大学秋入学 社会の後押しが必要だ『北海道新聞』社説 2013年7月18日付

『北海道新聞』社説 2013年7月18日付

大学秋入学 社会の後押しが必要だ

 大学を活性化させるには、優秀な研究者や留学生を相互に交流させ、国際競争力を高める必要がある。

 秋入学が主流の欧米各国と歩調を合わせるかのように、東大が昨年、秋入学を打ち出したのは、こうした戦略がある。

 国際化を視野に、多様な文化・価値観を尊重できる人材の育成も欠かせない。こうした時代の要請に応える狙いもあったろう。

 しかし、結果的に当面の導入は見送られた。事前準備に周到さを欠き、他大学の賛同を得られなかったことが背景にある。経済界の共感も呼び起こすことができなかった。

 東大にとっては大きな誤算だろう。だが、これまで春入学が慣例となってきた日本の教育制度に一石を投じた意義は小さくない。

 浜田純一学長は「秋入学を諦めたわけではない」と語り、今後も入学時期の変更を模索する方針だ。

 東大の動きに呼応して、文部科学省は「推進」の立場から有識者会議を設置する考えを示している。大学教育のあるべき姿を見据えた慎重な論議が不可欠だ。

 秋入学の検討にあたり、忘れてならないのは、これが大学に限定した問題ではないということだ。幅広い社会のコンセンサスが必要だ。

 とりわけ難題は、現行制度のままでは入学前と卒業後に生じる空白期間をいかに解消するかにある。

 小中高校の卒業時期や就職・国家試験の時期も並行して変えていかなければ、導入は難しい。社会全体で知恵を絞らねばならない。

 東大が秋入学を提唱したもうひとつの理由は、国内の優秀な人材が海外に流出している現実に対し、強い危機感があるからだ。

 英国の高等教育専門誌の昨年の調査では、世界における東大の位置づけは、米ハーバード大などに大きく水をあけられ、27位にとどまった。

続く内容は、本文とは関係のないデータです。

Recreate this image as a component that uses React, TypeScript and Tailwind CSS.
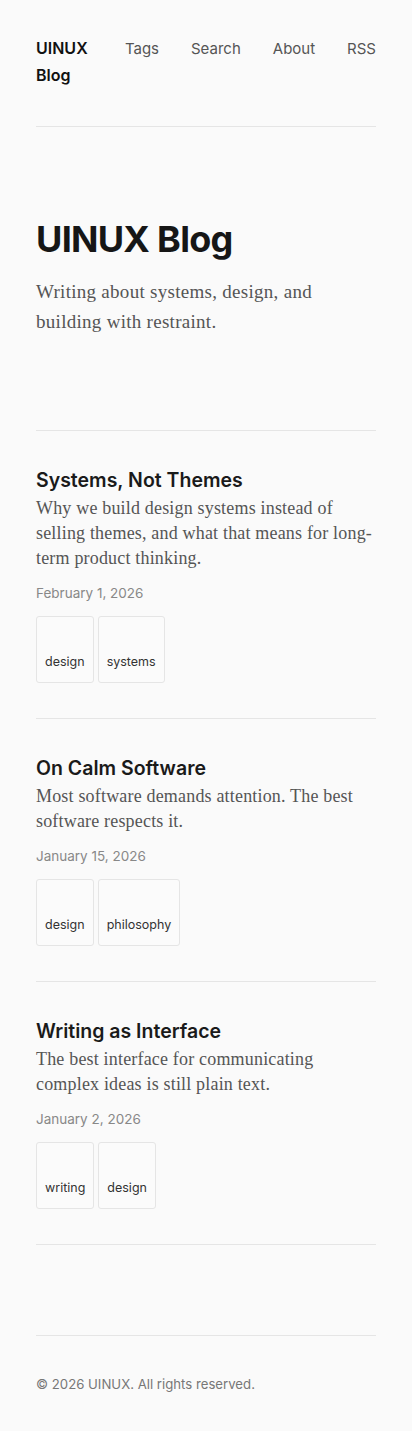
const posts = [
  {
    title: "Systems, Not Themes",
    desc: "Why we build design systems instead of selling themes, and what that means for long-term product thinking.",
    date: "February 1, 2026",
    tags: ["design", "systems"],
  },
  {
    title: "On Calm Software",
    desc: "Most software demands attention. The best software respects it.",
    date: "January 15, 2026",
    tags: ["design", "philosophy"],
  },
  {
    title: "Writing as Interface",
    desc: "The best interface for communicating complex ideas is still plain text.",
    date: "January 2, 2026",
    tags: ["writing", "design"],
  },
];

const sans = "font-['Inter','Liberation_Sans',sans-serif]";
const serif = "font-['Liberation_Serif','DejaVu_Serif',serif]";

export default function App() {
  return (
    <div className={`min-h-screen bg-[#fafafa] text-[#1a1a1a] ${sans}`}>
      <div className="px-9">
        <header className="flex items-start justify-between gap-8 border-b border-[#e5e5e5] pt-[35px] pb-[37px] text-[15px] leading-[27px]">
          <a className="text-base leading-[27px] font-semibold text-[#111]">UINUX Blog</a>
          <a className="text-[#555]">Tags</a>
          <a className="text-[#555]">Search</a>
          <a className="text-[#555]">About</a>
          <a className="text-[#555]">RSS</a>
        </header>

        <section className="border-b border-[#e5e5e5] pt-[92px] pb-[93px]">
          <h1 className="text-4xl leading-10 font-bold tracking-[-0.02em] text-[#161616]">UINUX Blog</h1>
          <p className={`mt-[18px] text-[19px] leading-[30px] tracking-[0.015em] text-[#555] ${serif}`}>
            Writing about systems, design, and building with restraint.
          </p>
        </section>

        <main className="pb-[90px]">
          {posts.map((p) => (
            <article key={p.title} className="border-b border-[#e5e5e5] pt-[37px] pb-[35px]">
              <h2 className="text-[19.5px] leading-6 font-semibold text-[#1a1a1a]">{p.title}</h2>
              <p className={`mt-1 text-[18px] leading-[25px] tracking-[0.01em] text-[#555] ${serif}`}>{p.desc}</p>
              <p className="mt-3 text-[13.5px] leading-5 text-[#888]">{p.date}</p>
              <div className="mt-[13px] flex gap-1">
                {p.tags.map((t) => (
                  <span
                    key={t}
                    className="flex h-[67px] items-end rounded-[3px] border border-[#e5e5e5] bg-[#fbfbfb] px-2 pb-[12px] text-[12.5px] leading-4 text-[#333]"
                  >
                    {t}
                  </span>
                ))}
              </div>
            </article>
          ))}
        </main>

        <footer className="border-t border-[#e5e5e5] pt-[38px] pb-[39px]">
          <p className="text-[13.2px] leading-5 text-[#777]">© 2026 UINUX. All rights reserved.</p>
        </footer>
      </div>
    </div>
  );
}
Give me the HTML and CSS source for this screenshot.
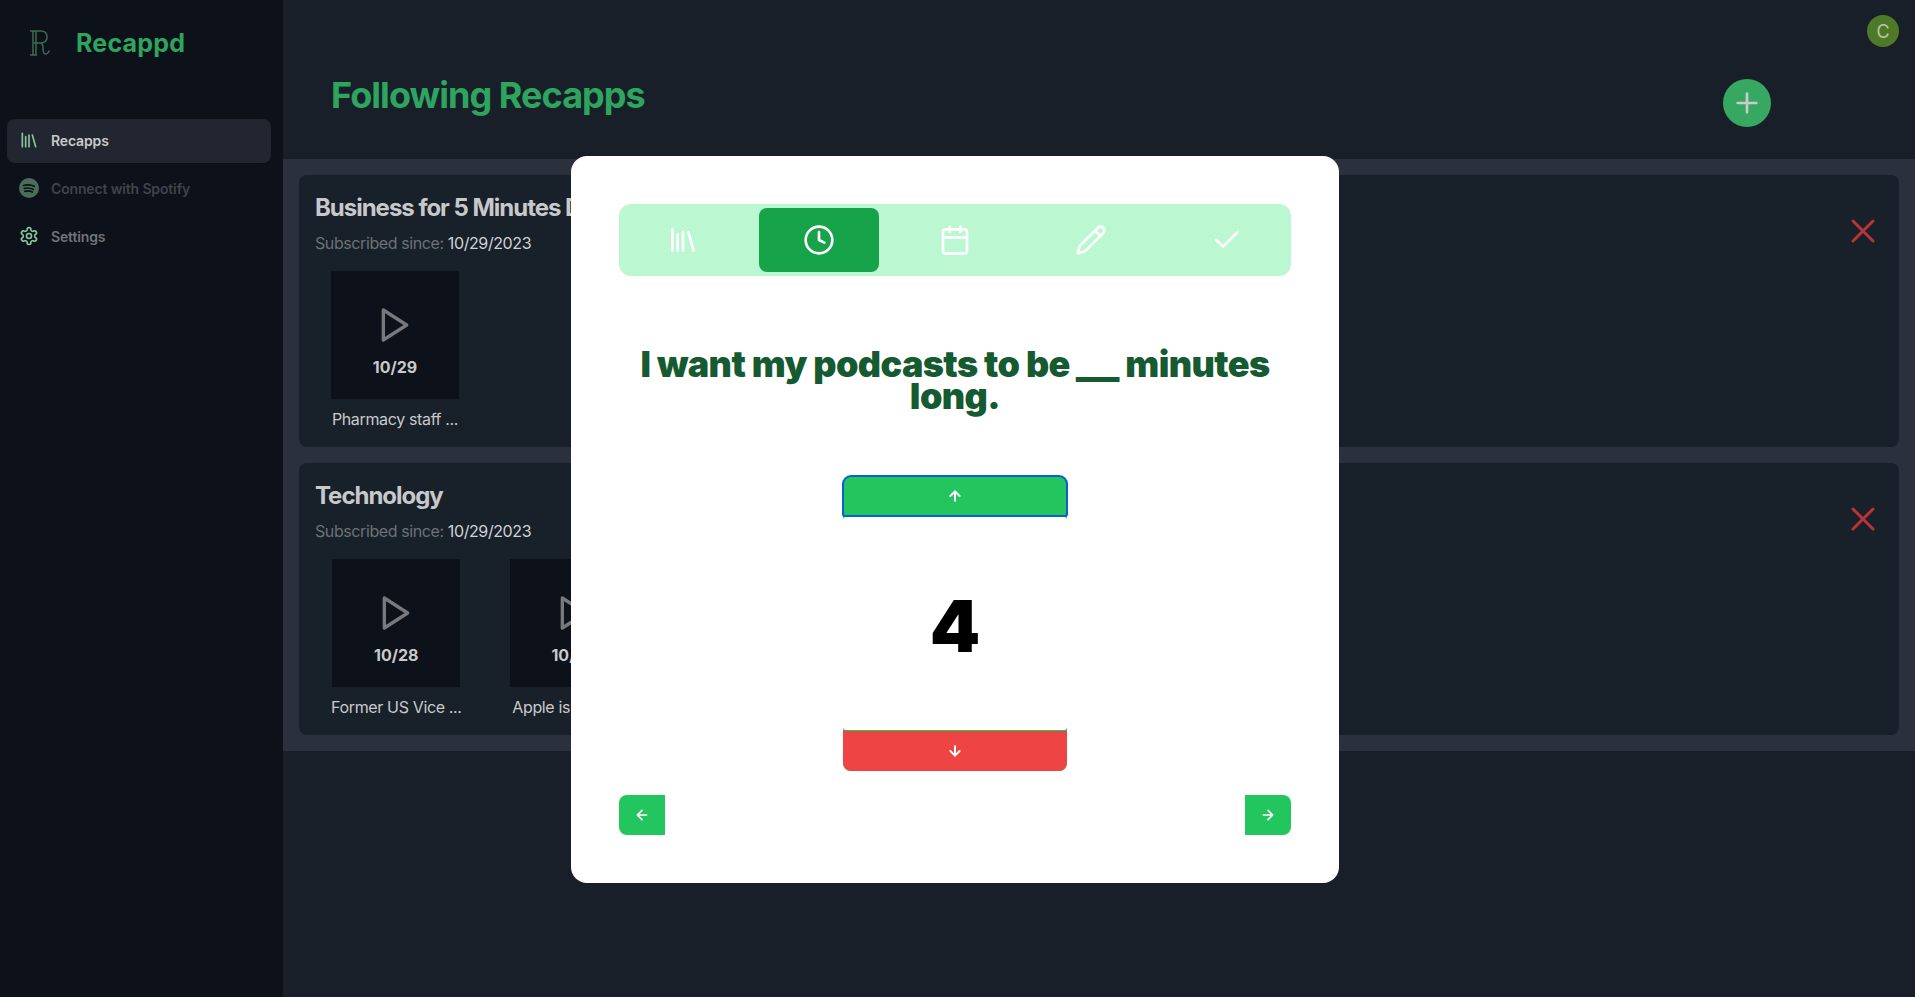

これが秋入学の実現に駆り立てていると言っていい。

 東大は当面の秋入学を見送る一方で、次善の策として4学期制の導入を決定した。

 授業の密度を高めて各学期を2カ月に短縮するシステムだ。長期休暇の取得や、海外の入学時期に合わせた留学が容易になると説明するが、教育的な効果は未知数だ。

 東大の秋入学構想をめぐっては、北大など旧帝大を中心に12大学が連携組織を設置して検討を始めた。

 北大の山口佳三学長は「秋入学を念頭に置きつつ、4学期制の導入を前向きに考えたい」と、現状の変更に肯定的な意向を示している。

 大学が社会と密接に関わる存在であることを議論の前提にしなければならない。